Directions for this task
Drop every picture. Then return, exactly, the lines from the beginning of the listing below through the one containing "import React from 'react';".

==== Data block ====

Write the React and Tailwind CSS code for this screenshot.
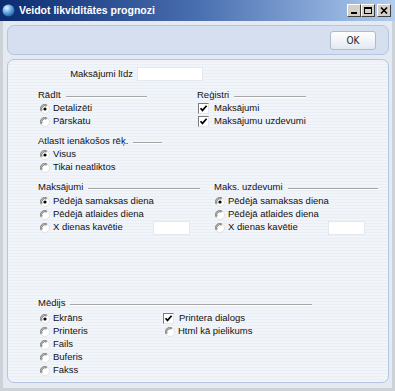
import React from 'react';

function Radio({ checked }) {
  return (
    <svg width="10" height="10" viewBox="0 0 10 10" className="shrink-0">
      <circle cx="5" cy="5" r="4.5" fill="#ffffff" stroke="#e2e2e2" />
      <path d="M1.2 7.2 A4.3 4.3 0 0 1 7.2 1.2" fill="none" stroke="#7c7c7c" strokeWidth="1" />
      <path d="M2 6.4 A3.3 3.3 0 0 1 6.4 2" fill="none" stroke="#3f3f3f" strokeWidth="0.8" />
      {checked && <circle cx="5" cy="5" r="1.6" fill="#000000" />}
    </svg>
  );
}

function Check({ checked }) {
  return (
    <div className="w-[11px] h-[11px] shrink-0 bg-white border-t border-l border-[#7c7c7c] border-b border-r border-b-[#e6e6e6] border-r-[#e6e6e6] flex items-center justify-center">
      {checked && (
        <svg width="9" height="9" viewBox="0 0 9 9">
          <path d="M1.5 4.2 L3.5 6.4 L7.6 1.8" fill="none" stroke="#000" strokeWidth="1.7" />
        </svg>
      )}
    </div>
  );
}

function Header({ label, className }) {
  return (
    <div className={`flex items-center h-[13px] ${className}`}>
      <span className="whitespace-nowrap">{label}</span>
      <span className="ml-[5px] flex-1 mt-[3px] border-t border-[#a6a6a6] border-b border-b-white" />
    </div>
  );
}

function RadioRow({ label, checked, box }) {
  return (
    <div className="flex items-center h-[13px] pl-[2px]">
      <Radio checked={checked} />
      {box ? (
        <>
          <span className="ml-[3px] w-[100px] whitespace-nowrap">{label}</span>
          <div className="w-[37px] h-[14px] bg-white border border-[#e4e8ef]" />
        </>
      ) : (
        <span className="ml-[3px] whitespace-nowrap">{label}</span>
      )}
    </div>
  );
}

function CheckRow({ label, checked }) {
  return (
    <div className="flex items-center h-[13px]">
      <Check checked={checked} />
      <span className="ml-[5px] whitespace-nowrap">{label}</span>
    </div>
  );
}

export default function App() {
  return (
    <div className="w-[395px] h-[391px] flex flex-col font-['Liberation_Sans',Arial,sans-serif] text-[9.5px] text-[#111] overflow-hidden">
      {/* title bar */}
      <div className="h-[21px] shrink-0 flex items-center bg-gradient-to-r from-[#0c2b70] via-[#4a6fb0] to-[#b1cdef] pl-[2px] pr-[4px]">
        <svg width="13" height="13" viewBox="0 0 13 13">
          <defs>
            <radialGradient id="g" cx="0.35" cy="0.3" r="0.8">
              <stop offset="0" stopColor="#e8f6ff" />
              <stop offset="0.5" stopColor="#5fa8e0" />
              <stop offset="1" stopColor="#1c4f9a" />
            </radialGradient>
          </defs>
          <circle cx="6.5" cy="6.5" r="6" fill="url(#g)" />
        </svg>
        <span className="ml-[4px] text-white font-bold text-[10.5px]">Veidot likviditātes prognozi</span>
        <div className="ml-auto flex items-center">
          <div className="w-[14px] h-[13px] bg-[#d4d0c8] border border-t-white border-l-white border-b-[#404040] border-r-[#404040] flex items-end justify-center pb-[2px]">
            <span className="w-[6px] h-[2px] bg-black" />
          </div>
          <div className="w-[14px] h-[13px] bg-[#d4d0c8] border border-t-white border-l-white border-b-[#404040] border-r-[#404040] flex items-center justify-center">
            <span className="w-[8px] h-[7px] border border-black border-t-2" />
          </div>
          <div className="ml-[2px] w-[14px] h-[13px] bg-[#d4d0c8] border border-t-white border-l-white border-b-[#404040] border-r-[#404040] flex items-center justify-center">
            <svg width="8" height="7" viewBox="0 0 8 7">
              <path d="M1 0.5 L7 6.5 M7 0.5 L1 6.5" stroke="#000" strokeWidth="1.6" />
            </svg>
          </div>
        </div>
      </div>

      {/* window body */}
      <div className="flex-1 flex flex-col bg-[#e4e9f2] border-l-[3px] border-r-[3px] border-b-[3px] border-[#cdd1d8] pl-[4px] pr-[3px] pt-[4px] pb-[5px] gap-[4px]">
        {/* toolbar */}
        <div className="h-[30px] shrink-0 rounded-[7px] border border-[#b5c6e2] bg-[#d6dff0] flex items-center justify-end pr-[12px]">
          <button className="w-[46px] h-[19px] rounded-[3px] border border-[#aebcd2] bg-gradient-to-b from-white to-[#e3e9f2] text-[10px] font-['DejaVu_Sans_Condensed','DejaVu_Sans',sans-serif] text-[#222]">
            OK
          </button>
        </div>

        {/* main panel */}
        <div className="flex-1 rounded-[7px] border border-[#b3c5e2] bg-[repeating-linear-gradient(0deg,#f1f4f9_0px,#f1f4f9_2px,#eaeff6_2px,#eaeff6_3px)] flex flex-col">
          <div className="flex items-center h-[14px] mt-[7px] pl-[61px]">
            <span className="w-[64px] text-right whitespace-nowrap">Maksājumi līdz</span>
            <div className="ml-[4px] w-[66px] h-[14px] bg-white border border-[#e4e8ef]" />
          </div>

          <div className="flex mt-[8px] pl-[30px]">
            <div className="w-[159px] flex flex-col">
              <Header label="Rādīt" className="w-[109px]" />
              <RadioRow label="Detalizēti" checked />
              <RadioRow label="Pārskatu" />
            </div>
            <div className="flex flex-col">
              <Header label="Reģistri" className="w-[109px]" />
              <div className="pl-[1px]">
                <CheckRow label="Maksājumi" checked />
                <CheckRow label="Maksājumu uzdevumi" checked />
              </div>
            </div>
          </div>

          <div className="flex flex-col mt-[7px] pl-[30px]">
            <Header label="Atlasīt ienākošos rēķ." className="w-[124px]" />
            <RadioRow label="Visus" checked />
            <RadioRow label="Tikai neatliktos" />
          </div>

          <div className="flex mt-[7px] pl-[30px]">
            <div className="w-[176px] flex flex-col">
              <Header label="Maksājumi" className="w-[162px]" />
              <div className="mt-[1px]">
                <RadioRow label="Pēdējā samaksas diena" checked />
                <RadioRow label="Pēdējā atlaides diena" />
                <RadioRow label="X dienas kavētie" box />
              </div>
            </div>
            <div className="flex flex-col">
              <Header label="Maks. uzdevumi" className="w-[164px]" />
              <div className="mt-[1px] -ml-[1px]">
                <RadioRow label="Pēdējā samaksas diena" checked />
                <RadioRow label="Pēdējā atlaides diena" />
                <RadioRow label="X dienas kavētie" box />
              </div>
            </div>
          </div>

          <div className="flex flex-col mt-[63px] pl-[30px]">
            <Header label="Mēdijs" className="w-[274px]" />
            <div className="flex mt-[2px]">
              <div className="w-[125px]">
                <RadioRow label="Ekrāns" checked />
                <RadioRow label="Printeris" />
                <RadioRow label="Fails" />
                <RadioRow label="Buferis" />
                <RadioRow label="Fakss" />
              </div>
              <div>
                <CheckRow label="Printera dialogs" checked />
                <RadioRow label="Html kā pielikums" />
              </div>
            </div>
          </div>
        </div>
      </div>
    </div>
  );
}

====

Finished answer
Write the React and Tailwind CSS code for this screenshot.
import React from 'react';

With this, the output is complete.